How it compares to its rivals
The main areas you miss by going for the Guess Connect rather than a full smartwatch are gaming (and you’re not missing much at this point) and fitness stuff – even though it has an accelerometer, this is only used for gesture detection, and the Connect can’t count your steps, measure calories and so on. At present a dedicated fitness tracker is likely to be a better, or at least cheaper, option for those things anyway, so you could always buy a second device.
The Fossil Q Grant, the leading light of the semi-smartwatch market, has more sophisticated incoming call notifications (you can customise LED colours for up to five favourite contacts) and can use its accelerometer to count steps. But you can’t answer calls on that device, nor does it have voice commands of any kind.
Looks-wise we’re not at all keen on the huge, chunky and ostentatious Guess Connect: the Fossil Q Grant has a far subtler and more elegant design, and is less likely to bruise your child’s face when you’re having a hug.
But you may disagree, and if you can put up with – or are even charmed by – the Connect’s brutal look, there’s a strong feature set here to get your teeth into: it feels only a step or two down from a fully fledged smartwatch.

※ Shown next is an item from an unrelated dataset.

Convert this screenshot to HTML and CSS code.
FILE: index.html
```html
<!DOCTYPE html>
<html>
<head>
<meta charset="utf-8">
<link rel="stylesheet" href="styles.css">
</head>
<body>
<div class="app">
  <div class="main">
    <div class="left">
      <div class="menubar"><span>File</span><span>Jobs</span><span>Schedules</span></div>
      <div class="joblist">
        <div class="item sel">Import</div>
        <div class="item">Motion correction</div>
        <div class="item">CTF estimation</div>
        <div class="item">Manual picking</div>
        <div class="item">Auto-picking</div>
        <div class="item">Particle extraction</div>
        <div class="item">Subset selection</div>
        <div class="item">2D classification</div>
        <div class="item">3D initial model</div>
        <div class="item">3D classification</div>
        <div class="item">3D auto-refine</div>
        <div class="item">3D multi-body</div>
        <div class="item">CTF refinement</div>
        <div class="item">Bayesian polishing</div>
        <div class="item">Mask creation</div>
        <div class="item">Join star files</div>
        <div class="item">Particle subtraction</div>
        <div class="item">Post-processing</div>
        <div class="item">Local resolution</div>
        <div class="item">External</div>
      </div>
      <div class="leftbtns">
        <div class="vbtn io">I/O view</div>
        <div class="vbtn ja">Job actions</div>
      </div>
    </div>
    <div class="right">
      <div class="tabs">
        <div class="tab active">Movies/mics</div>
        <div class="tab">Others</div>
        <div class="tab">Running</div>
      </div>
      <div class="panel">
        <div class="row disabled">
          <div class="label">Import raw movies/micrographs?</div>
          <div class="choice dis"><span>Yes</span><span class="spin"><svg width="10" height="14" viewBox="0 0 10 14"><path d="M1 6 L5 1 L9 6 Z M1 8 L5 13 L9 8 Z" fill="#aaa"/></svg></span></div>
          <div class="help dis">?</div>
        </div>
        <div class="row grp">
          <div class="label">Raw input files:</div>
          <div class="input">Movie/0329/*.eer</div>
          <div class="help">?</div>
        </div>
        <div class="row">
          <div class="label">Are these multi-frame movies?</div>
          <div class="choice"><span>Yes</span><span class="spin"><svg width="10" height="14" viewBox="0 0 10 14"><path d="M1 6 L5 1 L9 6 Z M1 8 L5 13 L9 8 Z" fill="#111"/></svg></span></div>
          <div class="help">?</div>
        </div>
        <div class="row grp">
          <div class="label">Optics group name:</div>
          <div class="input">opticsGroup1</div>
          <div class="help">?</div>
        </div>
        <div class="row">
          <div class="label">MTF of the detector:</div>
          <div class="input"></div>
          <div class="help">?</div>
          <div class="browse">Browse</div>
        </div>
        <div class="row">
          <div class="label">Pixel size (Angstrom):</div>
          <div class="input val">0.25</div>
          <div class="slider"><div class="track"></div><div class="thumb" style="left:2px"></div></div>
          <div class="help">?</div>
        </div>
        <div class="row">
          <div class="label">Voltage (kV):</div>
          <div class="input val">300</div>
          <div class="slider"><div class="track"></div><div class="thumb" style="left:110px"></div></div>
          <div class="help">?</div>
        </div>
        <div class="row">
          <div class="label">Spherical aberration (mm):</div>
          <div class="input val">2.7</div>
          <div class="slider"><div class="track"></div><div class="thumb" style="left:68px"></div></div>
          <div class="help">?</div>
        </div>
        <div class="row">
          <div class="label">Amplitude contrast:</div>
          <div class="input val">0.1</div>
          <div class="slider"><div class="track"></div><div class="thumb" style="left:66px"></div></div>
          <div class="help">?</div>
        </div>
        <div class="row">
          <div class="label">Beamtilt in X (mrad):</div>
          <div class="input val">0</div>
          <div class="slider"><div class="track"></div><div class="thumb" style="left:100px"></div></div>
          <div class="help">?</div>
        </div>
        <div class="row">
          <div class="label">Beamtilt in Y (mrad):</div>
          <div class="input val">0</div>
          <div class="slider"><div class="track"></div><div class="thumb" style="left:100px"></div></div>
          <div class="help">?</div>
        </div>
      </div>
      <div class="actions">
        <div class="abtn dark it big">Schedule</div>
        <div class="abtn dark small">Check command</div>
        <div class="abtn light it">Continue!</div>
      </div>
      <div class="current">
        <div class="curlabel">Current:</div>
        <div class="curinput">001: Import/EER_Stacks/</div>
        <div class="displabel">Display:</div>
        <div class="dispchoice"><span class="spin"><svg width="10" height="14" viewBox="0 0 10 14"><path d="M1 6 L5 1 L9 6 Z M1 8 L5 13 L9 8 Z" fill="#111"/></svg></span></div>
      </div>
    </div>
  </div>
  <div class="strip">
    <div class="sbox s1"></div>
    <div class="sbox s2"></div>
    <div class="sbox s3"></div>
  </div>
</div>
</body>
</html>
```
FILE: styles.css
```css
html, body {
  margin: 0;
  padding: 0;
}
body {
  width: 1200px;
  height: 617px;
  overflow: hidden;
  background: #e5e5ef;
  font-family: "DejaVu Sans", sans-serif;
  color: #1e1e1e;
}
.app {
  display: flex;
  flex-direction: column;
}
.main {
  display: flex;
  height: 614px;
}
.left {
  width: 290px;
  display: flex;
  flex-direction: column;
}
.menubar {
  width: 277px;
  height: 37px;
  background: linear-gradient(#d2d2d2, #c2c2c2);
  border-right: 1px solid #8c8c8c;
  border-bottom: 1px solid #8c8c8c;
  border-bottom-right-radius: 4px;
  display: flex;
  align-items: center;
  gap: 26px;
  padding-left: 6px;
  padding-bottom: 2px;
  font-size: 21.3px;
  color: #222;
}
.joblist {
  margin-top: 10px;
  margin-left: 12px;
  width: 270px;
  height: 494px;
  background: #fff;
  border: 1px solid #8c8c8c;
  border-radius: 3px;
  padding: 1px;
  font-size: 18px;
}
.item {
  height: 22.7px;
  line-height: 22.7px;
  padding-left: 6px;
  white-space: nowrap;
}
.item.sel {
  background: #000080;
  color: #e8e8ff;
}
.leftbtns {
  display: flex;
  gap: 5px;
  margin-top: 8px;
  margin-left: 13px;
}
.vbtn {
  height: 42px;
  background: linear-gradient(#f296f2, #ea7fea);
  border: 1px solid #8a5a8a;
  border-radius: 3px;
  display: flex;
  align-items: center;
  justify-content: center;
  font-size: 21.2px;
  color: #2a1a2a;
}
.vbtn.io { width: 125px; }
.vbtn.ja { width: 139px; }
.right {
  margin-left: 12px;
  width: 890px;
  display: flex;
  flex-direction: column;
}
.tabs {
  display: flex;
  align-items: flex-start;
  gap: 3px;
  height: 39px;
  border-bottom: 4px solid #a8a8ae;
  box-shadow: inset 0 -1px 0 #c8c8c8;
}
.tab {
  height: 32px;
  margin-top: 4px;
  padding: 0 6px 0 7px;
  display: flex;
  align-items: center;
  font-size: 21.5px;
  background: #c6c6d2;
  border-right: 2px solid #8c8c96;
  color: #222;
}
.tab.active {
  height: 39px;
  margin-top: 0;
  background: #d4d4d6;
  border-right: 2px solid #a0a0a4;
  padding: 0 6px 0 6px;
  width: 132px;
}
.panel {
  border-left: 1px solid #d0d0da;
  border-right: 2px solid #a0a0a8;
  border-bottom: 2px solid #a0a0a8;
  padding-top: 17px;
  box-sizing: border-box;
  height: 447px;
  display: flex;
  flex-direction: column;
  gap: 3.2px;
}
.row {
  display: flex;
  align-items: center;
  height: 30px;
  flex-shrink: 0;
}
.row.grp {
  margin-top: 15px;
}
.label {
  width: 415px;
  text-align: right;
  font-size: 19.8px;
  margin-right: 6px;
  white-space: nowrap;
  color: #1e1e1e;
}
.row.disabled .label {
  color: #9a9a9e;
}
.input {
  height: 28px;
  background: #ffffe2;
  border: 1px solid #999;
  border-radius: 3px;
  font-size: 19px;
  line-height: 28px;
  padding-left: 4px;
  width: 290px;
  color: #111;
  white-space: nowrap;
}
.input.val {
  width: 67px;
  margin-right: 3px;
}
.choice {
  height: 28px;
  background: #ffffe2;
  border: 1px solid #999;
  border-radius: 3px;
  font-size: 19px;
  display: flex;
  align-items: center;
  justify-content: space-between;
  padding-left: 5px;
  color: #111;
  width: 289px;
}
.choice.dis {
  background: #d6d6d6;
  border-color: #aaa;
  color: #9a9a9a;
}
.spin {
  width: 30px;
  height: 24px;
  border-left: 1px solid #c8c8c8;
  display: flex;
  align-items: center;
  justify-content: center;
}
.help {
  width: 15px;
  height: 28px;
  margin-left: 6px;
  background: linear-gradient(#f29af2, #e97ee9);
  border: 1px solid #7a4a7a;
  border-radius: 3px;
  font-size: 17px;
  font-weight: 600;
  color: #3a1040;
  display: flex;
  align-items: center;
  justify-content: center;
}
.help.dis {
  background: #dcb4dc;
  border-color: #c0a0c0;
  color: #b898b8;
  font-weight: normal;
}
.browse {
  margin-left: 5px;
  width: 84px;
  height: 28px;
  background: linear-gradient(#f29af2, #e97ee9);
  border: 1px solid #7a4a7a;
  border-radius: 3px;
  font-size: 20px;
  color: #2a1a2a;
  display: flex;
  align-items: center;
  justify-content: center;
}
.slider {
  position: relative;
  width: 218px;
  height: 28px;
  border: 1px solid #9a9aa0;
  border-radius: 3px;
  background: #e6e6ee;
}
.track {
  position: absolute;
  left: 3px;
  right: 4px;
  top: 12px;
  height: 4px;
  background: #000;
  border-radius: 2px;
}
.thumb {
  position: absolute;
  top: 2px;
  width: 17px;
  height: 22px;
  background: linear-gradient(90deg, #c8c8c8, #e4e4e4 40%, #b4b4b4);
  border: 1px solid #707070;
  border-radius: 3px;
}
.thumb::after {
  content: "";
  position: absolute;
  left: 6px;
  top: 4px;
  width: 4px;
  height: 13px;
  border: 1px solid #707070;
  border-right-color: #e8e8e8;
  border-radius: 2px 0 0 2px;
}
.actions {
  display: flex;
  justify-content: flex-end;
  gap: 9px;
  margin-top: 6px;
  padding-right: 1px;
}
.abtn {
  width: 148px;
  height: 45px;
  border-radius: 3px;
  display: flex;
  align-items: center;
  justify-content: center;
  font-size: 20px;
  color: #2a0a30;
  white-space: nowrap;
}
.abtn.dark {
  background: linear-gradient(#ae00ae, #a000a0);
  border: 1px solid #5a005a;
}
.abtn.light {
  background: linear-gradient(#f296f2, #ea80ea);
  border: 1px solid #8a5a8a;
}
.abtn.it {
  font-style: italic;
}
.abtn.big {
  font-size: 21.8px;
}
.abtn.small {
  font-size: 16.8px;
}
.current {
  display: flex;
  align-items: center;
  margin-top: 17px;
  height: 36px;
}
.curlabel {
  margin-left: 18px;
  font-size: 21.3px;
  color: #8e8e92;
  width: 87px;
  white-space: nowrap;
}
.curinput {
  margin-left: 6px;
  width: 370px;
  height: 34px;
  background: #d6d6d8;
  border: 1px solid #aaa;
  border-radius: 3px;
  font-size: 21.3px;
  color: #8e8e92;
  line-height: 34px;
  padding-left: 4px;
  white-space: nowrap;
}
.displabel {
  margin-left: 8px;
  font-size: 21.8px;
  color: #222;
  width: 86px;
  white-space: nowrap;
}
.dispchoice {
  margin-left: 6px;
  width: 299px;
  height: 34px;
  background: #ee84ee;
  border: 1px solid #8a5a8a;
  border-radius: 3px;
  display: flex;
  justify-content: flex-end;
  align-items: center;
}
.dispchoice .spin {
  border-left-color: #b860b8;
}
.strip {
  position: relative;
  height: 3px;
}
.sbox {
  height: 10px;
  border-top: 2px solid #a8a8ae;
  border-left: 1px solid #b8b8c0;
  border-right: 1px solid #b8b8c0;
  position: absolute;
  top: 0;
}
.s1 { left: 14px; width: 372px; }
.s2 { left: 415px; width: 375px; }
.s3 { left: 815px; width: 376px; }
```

With voice commands and the ability to pick up phone calls or have texts read to you, it’s head and shoulders above the Fossil for sheer smartness.
For features, this is probably the strongest semi-smartwatch we’ve seen: activity tracking is the only significant chink in its armour. If that’s a priority for you, plump for the Fossil Q Grant, which you may want to do anyway because it’s also a lot cheaper and (in our view) more attractive.